United States District Court, Northern District of Illinois


November 29, 2011

SHERMAN HORTON (#K-71880)
v.
SHERIFF OF COOK COUNTY, ET AL.

Name of Assigned Judge Sitting Judge if Other or Magistrate Judge JOHN A. NORDBERG than Assigned Judge

CASE TITLE

DOCKET ENTRY TEXT:

The clerk is directed to issue summonses for service of the complaint on the defendants.

O [For further details see text below.] Docketing to mail notices.

STATEMENT

The plaintiff, currently an Illinois state prisoner, has brought this civil rights action pursuant to 42 U.S.C. § 1983. The plaintiff claims that a correctional officer at the Cook County Jail repeatedly molested inmate workers by inserting his finger into anuses during strip searches, and that the Cook County Sheriff ignored multiple complaints about the officer's alleged misconduct. The plaintiff, through counsel, purports class claims.
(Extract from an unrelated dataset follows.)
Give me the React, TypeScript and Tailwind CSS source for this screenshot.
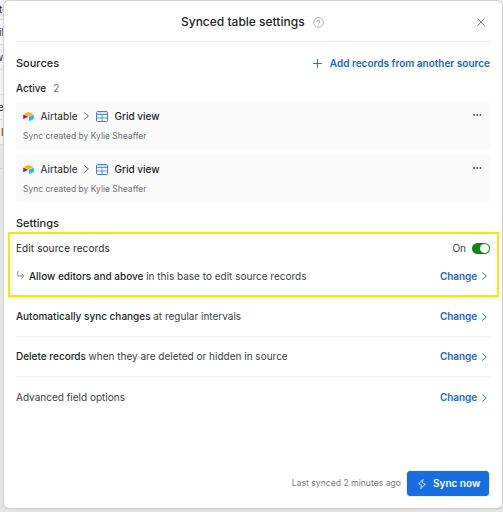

Under 28 U.S.C. § 1915A, the court is required to conduct a prompt initial review of prisoner complaints against governmental entities or employees. Here, accepting the plaintiff's factual allegations as true, the court finds that the complaint states a colorable cause of action under the Civil Rights Act. Pretrial detainees retain constitutional rights, including the Fourth Amendment's protection against unreasonable searches and seizures, though subject to limitations based on the fact of confinement and the institution's need to maintain security and order. See, e.g., Bell v. Wolfish, 441 U.S. 520, 545-56 (1979). In deciding whether a strip search is reasonable, the court must consider several factors, including: (1) the scope of the particular intrusion; (2) the manner in which it is conducted; (3) the place in which it is conducted; and (4) the justification for initiating it. Id. at 559; Calvin v. Sheriff of Will County, 405 F. Supp. 2d 933, 938 (N.D. Ill. 2005) (Gettleman, J.). Strip searches that are not related to legitimate security needs, that are designed to harass or humiliate, or that are motivated by sexual gratification may be found unconstitutional. See, e.g., Johnson v. Phelan, 69 F.3d 144 , 147 (7th Cir. (1995); Mays v. Springborn, 575 F.3d 643, 649-50 (7th Cir. 2009). While a more fully developed record may belie the plaintiff's claims, the defendants must respond to the allegations in the complaint.

The clerk shall issue summonses for service of the complaint on the defendants.